Thursday, October 23, 2008

Today is hard…

Today is hard, because yesterday was wonderful. Today is hard, because tomorrow is in front of me like a big, dark cloud.

I have no idea who is really reading this blog, but I do hear from many folks who say that they do. We’ve tried to keep it upbeat through this process, but maybe that’s not fair. Cancer sucks. Every day is not going to be good…

I woke up yesterday with a pretty clear mind and spent the day sorting through paperwork, organizing bills and trying to “get a grip” on this whole process logistically. Basic stuff, like “how much is this really going to cost me each time I go to the hospital”?? I had this whole idea that maybe I should delay treatments for a while – maybe it made sense “financially” to wait until the first of the year? I called my insurance company (always a joy), and all the “helpful contacts from MDA” with lists of questions for each of them – it was suddenly so important for me to know specifics –– Reality is that my insurance is fine and there is no logical reason financially to wait… but really I was only desperately looking for a “way out”.

There is so much that I don’t know about what’s about to happen to me and it all starts tomorrow - any idea that I might have some control over this process will be gone when I check in tomorrow morning. OK – that may sound a little melodramatic, even for me… but hey, this is MY blog! J

The truth is.. that IS how it feels - like I’ve lost all control. I don’t want any of this… I don’t want cancer, or doctors, or even medicine.

Tomorrow they will insert a long catheter into my vein with a “quick connect” that will stay in place for the next six months.

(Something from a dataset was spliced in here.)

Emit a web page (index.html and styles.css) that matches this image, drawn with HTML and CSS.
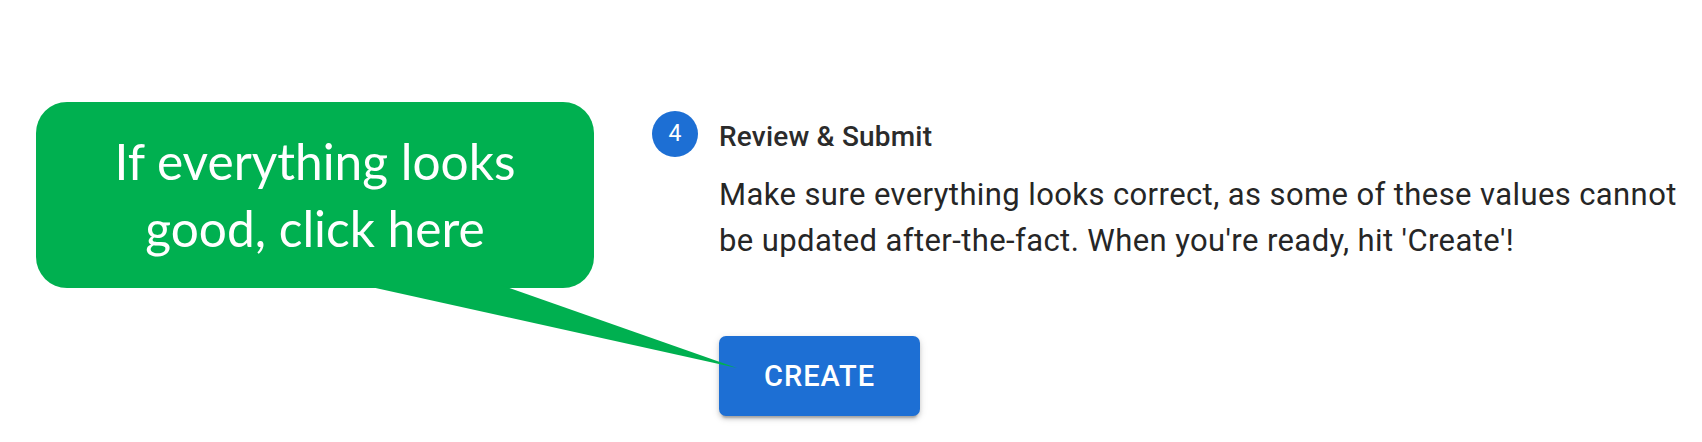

The good news is that they won’t have to continually be looking for a vein to draw blood or for an IV – just go right in through the connection. I’ll be at the hospital from 9am until after 7pm - from 3:30 on I’ll be juicing up on chemo, and will leave with a pump that will continue for two days. I go back on Sunday to have the pump removed and then wait two weeks to do it all over again.

Frankly the whole idea is so foreign and freaky that I couldn’t even sleep last night and I sat and cried with my morning coffee. I know that sounds horribly full of self-pity.. but that’s not really accurate either. I just needed to cry.

I am so very thankful for a huge, wonderful support group. I know that cancer research has come a very long way and that there are many of YOU who are survivors and have already been through this whole process.

I guess I just had to have my moment - To let all my loved ones know that they are needed and appreciated… especially on days like today.

Mucho love,
Sia

1 comment:

Unknown said...

Delayed hug! I remember when I was about to have Shaney. I started crying in my hospital room and a nurse came in. She sat on my bed and squeezed my hand. I told her I was so scared and she reminded me that millions of women before me have given birth. It helped and I felt forever linked to the universe of motherhood. You are now linked by this shared experience with millions who have walked this path. Much Lola love!